Friday, December 17, 2021
The PA Supreme Court is hearing a challenge to the state's version of the Hyde Amendment (Allegheny Reproductive Services v. PA. Dept. of Human Services, appeal from 249 A.3d 598 (Pa. Commw. Ct. 2021)). Abortion providers are petitioning the court to reverse its 1985 Fischer decision (509 Pa. 293, 502 A.2d 114) that upheld the ban on state funding of abortions (except for rape, incest, or threats to the mother's life), on grounds similar to SCOTUS's upholding of the federal Hyde Amendment in Maher v. Roe and Harris v. McRae.
Democrats for Life of America has filled an amicus brief in support of the PA funding restriction. From the summary of argument:
DFLA files this brief to emphasize three interests that the ban on funding of elective abortion serves. These interests are important, and at the very least, are clearly valid and legitimate under rational-basis scrutiny.
A. First, the funding ban serves the interest in protecting fetal life, which has been held to be “important” by this Court in Fischer IV and, as this Court noted, by the U.S. Supreme Court as well. Since Fischer IV, scientific advances, including ultrasound technology, have made it even clearer that the unborn child is a distinct human life during its development in the mother. These developments reinforce Fischer IV, both as a matter of stare decisis and because it is correct.
B. Second, the funding ban serves the important, and unquestionably valid, interest in respecting the conscience of many taxpayers who believe that abortion takes an innocent human life, and that the government revenue to which they contribute should not support that practice. Although the government is not required to accommodate taxpayers’ objections by declining funding, it has discretion to do so. From the nation’s founding, our governments have accommodated taxpayers’ conscience by denying funding to various practices that violate their deeply held beliefs. Abortion-funding restrictions stand within this tradition of respecting taxpayer conscience on deeply divisive issues; indeed, the tradition is especially strong in protecting people against being forced to facilitate abortions.
C. Finally, because abortion-funding restrictions avoid forcing taxpayers to facilitate abortion when they deeply oppose it, such restrictions make it possible to secure broad support for health and welfare-related funding in general. The government has a strong interest in maintaining the flexibility that helps build such consensus for social-welfare assistance programs. Since 1980, Pennsylvania’s ban on funding elective abortions has bolstered support for the Medical Assistance Program. Similarly, since 1976 the federal Hyde Amendment has bolstered support for federal health and welfare spending. And adoption of abortion-funding restrictions in the Affordable Care Act—restrictions with bipartisan support—were crucial to the passage of that major healthcare-reform legislation.

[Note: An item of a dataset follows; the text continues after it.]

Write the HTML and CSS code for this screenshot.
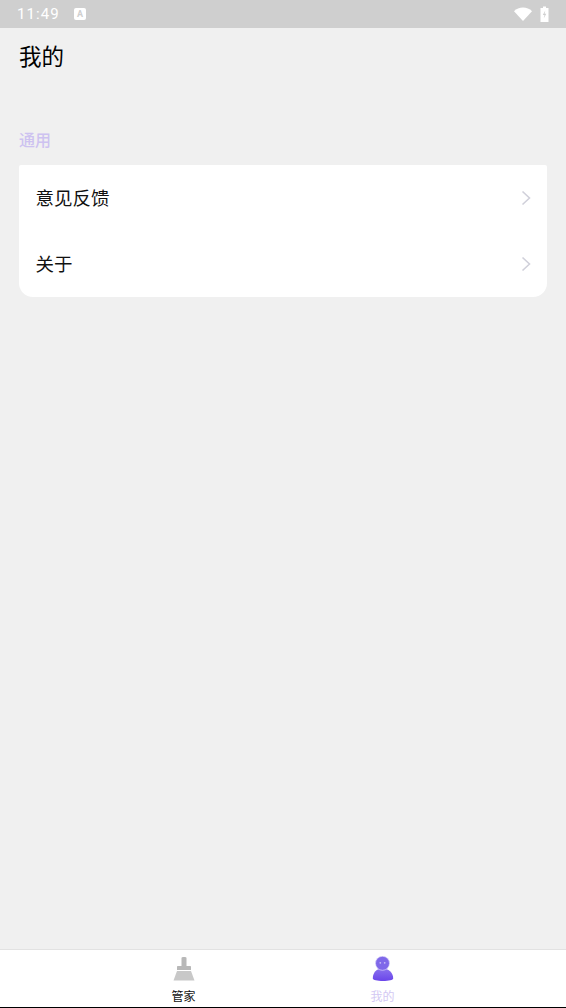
FILE: index.html
```html
<!DOCTYPE html>
<html lang="zh-CN">
<head>
    <meta charset="UTF-8">
    <meta name="viewport" content="width=device-width, initial-scale=1.0">
    <title>我的</title>
    <link rel="stylesheet" href="styles.css">
</head>
<body>
    <div class="app">
        <div class="status-bar">
            <span class="clock">11:49</span>
            <span class="notice-icon">A</span>
            <span class="status-right">
                <svg width="18" height="14" viewBox="0 0 18 14"><path d="M0 4.200C2.400 1.600 5.500 0.400 9 0.400s6.600 1.200 9 3.800L9 14z" fill="#fff"/></svg>
                <svg width="9" height="16" viewBox="0 0 9 16"><path d="M0.500 2h2.500V0.500h3V2h2.500v14H0.500z" fill="#fff"/><path d="M5.300 4.500L2.800 9h1.700L3.700 12.500l2.600-4.700H4.600z" fill="#cfcfcf"/></svg>
            </span>
        </div>

        <h1 class="page-title">我的</h1>

        <div class="section-title">通用</div>
        <div class="menu-card">
            <div class="menu-row">
                <span>意见反馈</span>
                <svg class="chevron" width="10" height="16" viewBox="0 0 10 16"><path d="M1.500 1.500L8.500 8L1.500 14.500" fill="none" stroke="#d0d0da" stroke-width="1.600"/></svg>
            </div>
            <div class="menu-row">
                <span>关于</span>
                <svg class="chevron" width="10" height="16" viewBox="0 0 10 16"><path d="M1.500 1.500L8.500 8L1.500 14.500" fill="none" stroke="#d0d0da" stroke-width="1.600"/></svg>
            </div>
        </div>

        <div class="tab-bar">
            <div class="tab">
                <svg width="24" height="26" viewBox="0 0 24 26"><path d="M9.500 2c0-.6 1-1 2.500-1s2.500 .4 2.500 1v8H18c.6 0 1 .4 1 1v3H5v-3c0-.6 .4-1 1-1h3.500z" fill="#b8b8b8"/><path d="M5 15h14l3.500 9.500h-21z" fill="#c8c8c8"/></svg>
                <span class="tab-label">管家</span>
            </div>
            <div class="tab">
                <svg width="22" height="26" viewBox="0 0 22 26">
                    <defs>
                        <linearGradient id="userFill" x1="0" y1="0" x2="0" y2="1">
                            <stop offset="0" stop-color="#8a72ee"/>
                            <stop offset="1" stop-color="#6a45ea"/>
                        </linearGradient>
                    </defs>
                    <path d="M0.800 22.500C0.800 16.500 4.500 12.500 10.500 12.500s10.700 4 10.700 10c0 1.500-4.500 2.500-10.200 2.500S.8 24 .8 22.500z" fill="url(#userFill)"/>
                    <circle cx="10.500" cy="7.300" r="7" fill="#7f68e9" stroke="#e6e0fb" stroke-width="0.600"/>
                    <circle cx="8.300" cy="6.800" r="0.900" fill="#c9bdf6"/>
                    <circle cx="12.700" cy="6.800" r="0.900" fill="#c9bdf6"/>
                </svg>
                <span class="tab-label active">我的</span>
            </div>
        </div>
        <div class="nav-line"></div>
    </div>
</body>
</html>
```

FILE: styles.css
```css
* {
    box-sizing: border-box;
}
html, body {
    margin: 0;
    height: 100%;
}
body {
    font-family: "Noto Sans CJK SC", "Roboto", sans-serif;
    background-color: #f0f0f0;
    color: #111;
}
.app {
    height: 1008px;
    display: flex;
    flex-direction: column;
    overflow: hidden;
}
.status-bar {
    height: 28px;
    flex: none;
    background-color: #cfcfcf;
    color: #fff;
    display: flex;
    align-items: center;
    padding: 0 17px 0 17px;
}
.clock {
    font-family: Roboto, sans-serif;
    font-size: 15px;
    line-height: 30px;
    letter-spacing: 1.1px;
    width: 57px;
}
.notice-icon {
    width: 12px;
    height: 12px;
    background-color: #fff;
    color: #cfcfcf;
    border-radius: 2px;
    font-family: Roboto, sans-serif;
    font-size: 9px;
    font-weight: bold;
    line-height: 12px;
    text-align: center;
}
.status-right {
    margin-left: auto;
    display: flex;
    align-items: center;
    gap: 8px;
}
.page-title {
    margin: 0;
    padding: 11px 0 0 19px;
    height: 93px;
    flex: none;
    font-size: 22.5px;
    font-weight: normal;
    line-height: 33px;
    color: #000;
}
.section-title {
    padding-left: 19px;
    height: 44px;
    flex: none;
    font-size: 16px;
    font-weight: 500;
    line-height: 37px;
    color: #cdc2f0;
}
.menu-card {
    margin: 0 19px;
    flex: none;
    background-color: #fff;
    border-radius: 2px 2px 14px 14px;
}
.menu-row {
    height: 66px;
    display: flex;
    align-items: center;
    justify-content: space-between;
    padding: 0 16px 2px 16.5px;
    font-size: 18.5px;
    color: #111;
}
.chevron {
    margin-top: 2px;
}
.tab-bar {
    margin-top: auto;
    height: 58px;
    flex: none;
    background-color: #fff;
    border-top: 1px solid #e2e2e2;
    display: flex;
    padding: 6px 84px 0;
}
.tab {
    flex: 1;
    display: flex;
    flex-direction: column;
    align-items: center;
    gap: 5px;
}
.tab-label {
    font-size: 12px;
    line-height: 17px;
    color: #111;
}
.tab-label.active {
    color: #d3c8f3;
}
.nav-line {
    height: 1px;
    flex: none;
    background-color: #000;
}
```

In section C, the brief details the crucial role that abortion-funding restrictions, and the pro-life Democrats who pushed and hard for them, played in the passage of the Affordable Care Act. (Citing former Rep. Bart Stupak's account of the events, For All Americans.) Since the ACA's passage, of course, pro-life Democrats have been decimated in Congress and state offices across the country by the combined efforts of Republicans, major pro-life groups, and anti-abortion rights groups. It's a feature of, and a contributor to, our accelerated polarization. But the arguments in section C--that a consensus in support of strong social-welfare benefits can much more easily form if taxpayers do not thereby have to fund elective abortions--are still important in a number of purplish states, like Pennsylvania.